2. Hinton's big concern is that AI will make it easy to steal identities. Even if we assume that is true, it is already not that hard to steal identities. It is a danger that already exists even without AI and, realistically, already needs to be addressed. What's the takeaway if we are to take the message seriously? That AI will make the problems we already have more noticeable, and because of that we will finally have to get off our lazy asses and do something about those problems that we've tried to sweep under the rug? That seems like a good thing.
Getting the government to regulate your competition isn't 5d chess, it's barely even chess. If you study the birth of any technology in the last 200 years -- rail, electricity, radio, integrated circuits, etc -- you will see the same playbook put to this use. Any good tech executive must be aware of this history.
None of this requires every doomer to be disingenuous or even ill-informed, or even for specific leaders to by lying about their beliefs. It's just that those beliefs that benefit highly capitalized companies get amplified, and the alternatives not so much.
> many many AI researchers (such as Joshua Bengio and Geoffrey Hinton) who don't stand to gain monetarily have expressed these same concerns
I respect these researchers, but I believe they are doing it to build their own brand, whether consciously or subconsciously. There's no doubt it's working. I'm not in the sub-field, but I have been following neural nets for a long time, and I haven't heard of either Bengio nor Hinton before they started talking to the press about this.
>but I believe they are doing it to build their own brand, whether consciously or subconsciously.
I am always in awe at how easily people craft unfalsifiable worldviews in service to their preconceived opinions.
As someone who has been following deep learning for quite some time as well, Bengio and Hinton would be some of the first people I think of in this field. Just search Google for "godfathers of ai" if you don't believe me.
Both Bengio and Hinton have their names plastered over many of the seminal works in deep learning.
AlexNet, the paper that arguable started it all, came out of Hinton's lab.
https://papers.nips.cc/paper_files/paper/2012/hash/c399862d3...
I really don't think they need to build any more of a brand.
> I really don't think they need to build any more of a brand.
Brand-building is an ongoing process.

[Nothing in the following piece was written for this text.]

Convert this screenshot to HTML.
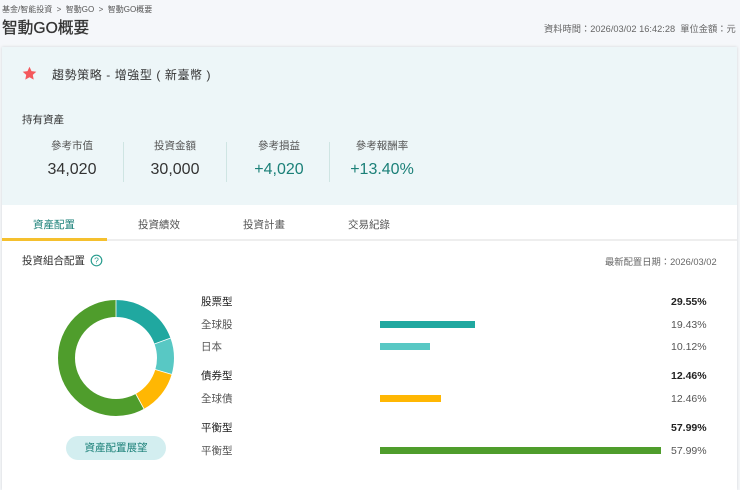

You'll notice even the most recognized brands on earth, like Apple and Coca-Cola, are still working on building their brand.
> When in doubt take people at their word.
Hanlon's razor works great when applied to your personal relationships, but it falls apart when billions/trillions of dollars are at stake.
Besides the point, but FYI you are misusing the term parsimonious.
It's a reference to the more apt name for Occam's razor. I happen to disagree with GP because governments always want to expand their power. When they do something that results in what they want it's actually the parsimonious explaination to say that they did it because they wanted that result.
He is not. There are multiple definitions. The other definition is to explain something using an economical/simple approach.